We all “know” the Earth is round. But we use flat maps so often that they warp our sense of where things are.
Say you live in Seattle, face directly east, and fire a gun. Pretend it’s a very powerful gun — the bullet flies so fast it doesn’t fall to the ground but keeps going around it.2 Pretend, too, that the bullet miraculously doesn’t hit any U.S. people or buildings. What’s the next country it’ll fly over?
The answer is so unexpected that I’ll put the link to it at the end of this post so you’re not tempted to ruin it too hastily. But here’s a simpler puzzle as a hint: If you live in Seattle, is Helsinki to the east or to the west?

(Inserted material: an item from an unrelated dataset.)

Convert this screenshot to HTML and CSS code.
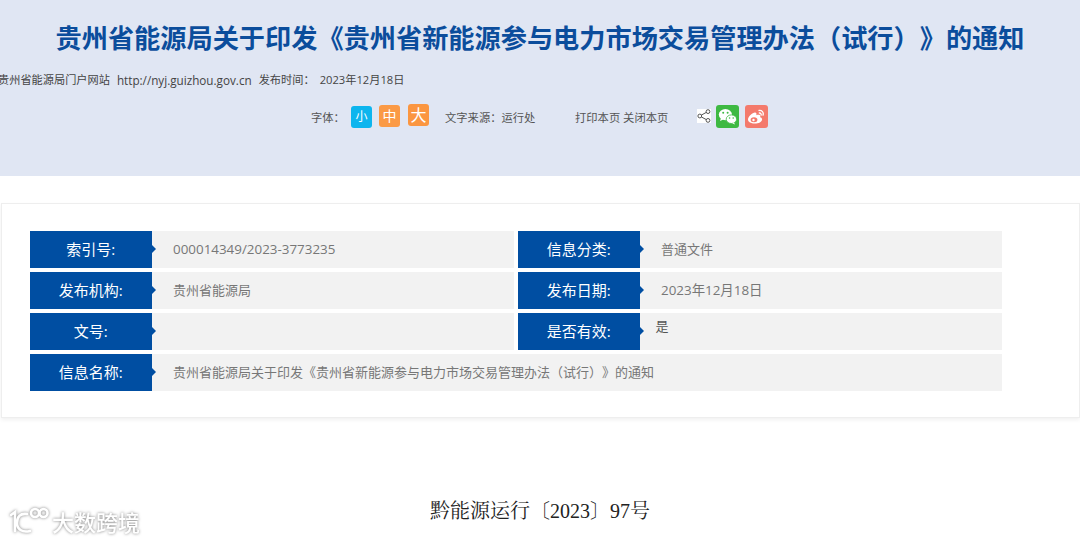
FILE: index.html
```html
<!DOCTYPE html>
<html lang="zh-CN">
<head>
<meta charset="utf-8">
<title>贵州省能源局关于印发《贵州省新能源参与电力市场交易管理办法（试行）》的通知</title>
<link rel="stylesheet" href="styles.css">
</head>
<body>
<header class="hero">
  <h1 class="title">贵州省能源局关于印发《贵州省新能源参与电力市场交易管理办法（试行）》的通知</h1>
  <div class="meta">
    <span>贵州省能源局门户网站</span>
    <span class="meta-url">http://nyj.guizhou.gov.cn</span>
    <span>发布时间：</span>
    <span class="meta-date">2023年12月18日</span>
  </div>
  <div class="tools">
    <span class="tool-label">字体：</span>
    <span class="size size-s">小</span>
    <span class="size size-m">中</span>
    <span class="size size-l">大</span>
    <span class="source">文字来源：运行处</span>
    <span class="print">打印本页 关闭本页</span>
    <span class="share">
      <svg viewBox="0 0 14 14" width="14" height="14"><circle cx="11" cy="2.6" r="1.9" fill="none" stroke="#555" stroke-width="1"/><circle cx="11" cy="11.4" r="1.9" fill="none" stroke="#555" stroke-width="1"/><circle cx="2.8" cy="7" r="1.9" fill="none" stroke="#555" stroke-width="1"/><path d="M4.5 6 9.3 3.4M4.5 8l4.8 2.6" fill="none" stroke="#555" stroke-width="1"/></svg>
    </span>
    <span class="social wechat">
      <svg viewBox="0 0 23 23" width="23" height="23"><ellipse cx="9.4" cy="9.6" rx="6.6" ry="5.6" fill="#fff"/><path d="M5 13l-1 3 3.4-1.6z" fill="#fff"/><ellipse cx="15.4" cy="14.2" rx="5.2" ry="4.3" fill="#fff" stroke="#3eb942" stroke-width=".8"/><path d="M18 17.5l1 2-2.8-1.2z" fill="#fff"/><circle cx="7.2" cy="7.8" r="1" fill="#3eb942"/><circle cx="11.6" cy="7.8" r="1" fill="#3eb942"/><circle cx="13.6" cy="13" r=".8" fill="#3eb942"/><circle cx="17.2" cy="13" r=".8" fill="#3eb942"/></svg>
    </span>
    <span class="social weibo">
      <svg viewBox="0 0 23 23" width="23" height="23"><path d="M9.6 18.600c-3.600 0-6.600-1.600-6.600-4 0-2.800 4.400-7 7-7 1.600 0 1.700 1.300 1.300 2.600 1.800-.7 4-.6 4 1 0 .4 0 .7-.2 1 1.400.4 2 1.200 2 2.200 0 2.200-3.400 4.200-7.500 4.200z" fill="#fff"/><ellipse cx="9" cy="14.800" rx="3.400" ry="2.500" fill="#f47a6c"/><circle cx="8.500" cy="15" r="1.200" fill="#fff"/><path d="M14 5.500c2.800-.5 5 1.900 4 4.700M14.300 8c1.300-.2 2.200 1 1.800 2.200" fill="none" stroke="#fff" stroke-width="1.300" stroke-linecap="round"/></svg>
    </span>
  </div>
</header>

<section class="card">
  <div class="info-grid">
    <div class="info-row"><div class="info-label">索引号:</div><div class="info-value info-num">000014349/2023-3773235</div></div>
    <div class="info-row"><div class="info-label">信息分类:</div><div class="info-value">普通文件</div></div>
    <div class="info-row"><div class="info-label">发布机构:</div><div class="info-value">贵州省能源局</div></div>
    <div class="info-row"><div class="info-label">发布日期:</div><div class="info-value info-num">2023年12月18日</div></div>
    <div class="info-row"><div class="info-label">文号:</div><div class="info-value"></div></div>
    <div class="info-row"><div class="info-label">是否有效:</div><div class="info-value info-raised">是</div></div>
    <div class="info-row info-wide"><div class="info-label">信息名称:</div><div class="info-value">贵州省能源局关于印发《贵州省新能源参与电力市场交易管理办法（试行）》的通知</div></div>
  </div>
</section>

<p class="doc-no">黔能源运行〔2023〕97号</p>

<div class="watermark">
  <svg class="wm-logo" viewBox="0 0 42 28" width="42" height="28"><g fill="none" stroke="#fff" stroke-width="2.600" stroke-linecap="round"><path d="M3 8l4-3v19"/><path d="M19 7c-7-1-10 3-10 9s5 10 13 8"/><circle cx="27" cy="6" r="4"/><circle cx="35.500" cy="6" r="4"/></g></svg>
  <span class="wm-text">大数跨境</span>
</div>
</body>
</html>
```
FILE: styles.css
```css
html, body {
  margin: 0;
  padding: 0;
  height: 541px;
  overflow: hidden;
  background: #fff;
}

body {
  position: relative;
  font-family: "Open Sans", "Noto Sans CJK SC", sans-serif;
  color: #555;
  text-spacing-trim: space-all;
}

.hero {
  height: 176px;
  box-sizing: border-box;
  padding-top: 17px;
  background: #e0e6f3;
}

.title {
  margin: 0;
  font-family: "Noto Sans CJK SC", sans-serif;
  font-size: 26.200px;
  line-height: 40px;
  font-weight: 700;
  color: #0b4d9c;
  text-align: center;
  white-space: nowrap;
}

.meta {
  display: flex;
  gap: 7px;
  margin: 13px 0 0 -2px;
  font-size: 11.200px;
  line-height: 20px;
  color: #444;
  white-space: nowrap;
}

.meta-url { font-size: 11.700px; }
.meta-date { margin-left: -2px; }

.tools {
  display: flex;
  align-items: flex-start;
  margin: 15px 0 0 311px;
  font-size: 11.300px;
  line-height: 24px;
  color: #555;
  white-space: nowrap;
}

.tool-label {
  width: 40px;
  margin-top: 1px;
}

.size {
  width: 21px;
  height: 22px;
  border-radius: 3px;
  color: #fff;
  text-align: center;
  line-height: 22px;
  margin-right: 7px;
}

.size-s { background: #0db5ee; margin-top: 1px; font-size: 12px; }
.size-m { background: #fb9a45; font-size: 14px; margin-right: 8px; }
.size-l { background: #fb9640; margin-top: -1px; font-size: 16px; }

.source { margin: 1px 0 0 9px; width: 130px; }
.print { width: 122px; margin-top: 1px; }

.share {
  display: flex;
  width: 14px;
  height: 14px;
  margin: 4px 5px 0 0;
  background: #fff;
}

.social {
  display: flex;
  width: 23px;
  height: 23px;
  border-radius: 3px;
  margin-right: 6px;
}

.wechat { background: #3eb942; }
.weibo { background: #f47a6c; }

.card {
  box-sizing: border-box;
  height: 215px;
  margin: 27px 0 0 1px;
  padding: 26.500px 0 0 28px;
  background: #fff;
  border: 1px solid #eee;
  box-shadow: 0 2px 4px rgba(0, 0, 0, .06);
}

.info-grid {
  display: grid;
  grid-template-columns: 484px 484px;
  grid-auto-rows: 37.500px;
  gap: 3.500px 4px;
}

.info-row {
  display: flex;
  background: #f2f2f2;
}

.info-wide { grid-column: 1 / -1; }

.info-label {
  position: relative;
  flex: none;
  width: 121.500px;
  background: #004ea2;
  color: #fff;
  font-size: 15px;
  line-height: 37px;
  text-align: center;
}

.info-label::after {
  content: "";
  position: absolute;
  top: 14px;
  right: -4px;
  width: 0;
  height: 0;
  border-top: 4px solid transparent;
  border-bottom: 4px solid transparent;
  border-left: 4px solid #004ea2;
}

.info-value {
  padding-left: 21.500px;
  font-size: 13px;
  line-height: 36px;
  color: #777;
}

.info-num { font-size: 13.400px; }

.info-raised {
  padding-left: 16px;
  line-height: 27px;
  color: #555;
}

.doc-no {
  margin: 79px 0 0;
  padding-left: 430px;
  font-family: "Liberation Serif", "Noto Serif CJK SC", "Noto Sans CJK SC", serif;
  font-size: 20px;
  line-height: 28px;
  color: #222;
}

.watermark {
  position: absolute;
  left: 8px;
  bottom: 6px;
  display: flex;
  align-items: center;
  gap: 2px;
  filter: drop-shadow(0 0 1.500px rgba(0, 0, 0, .5));
}

.wm-text {
  font-family: "Noto Sans CJK SC", sans-serif;
  font-size: 22px;
  font-weight: 500;
  line-height: 28px;
  color: #fff;
}
```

The correct answer is that it’s nearly straight north:
Our minds aren’t used to imagining living on a globe! And the more that one becomes a “map-head” (to use the charming phrase by Ken Jennings in his excellent book of that name), the more one risks ironing a wrong view of the world into our brains.
I.I.: How do we do that?
You could do a lot of math… or you could just stretch a piece of thread between two points on a globe (your town and the place you’re talking about), and eyeball it.
Practice B: Guess the distance
In elementary school, we focused on direction, but ignored distance. So: when you’re learning a marvel (be it the Taj Mahal or your local ice cream store), guess how far it is away.
This is a way to develop the power of the Philosophic tool 👩🔬QUANTIFYING EVERYTHING.3 At first, though, you might build that up by using units based on🤸♀️MOVEMENT. Ask how long might it take you to run, drive, or fly to the place? Then you can compute back to distances:
you run about 6 mph | 10 kph
you drive about 60 mph | 100 kph
you fly about 600 mph | 1,000 kph
So a two-hour run would mean ~12 miles away, and so on.
Practice C: Moon o’clock
In elementary school, we learned to tell time by staring directly at the Sun; did you know that you can do the same thing with the Moon?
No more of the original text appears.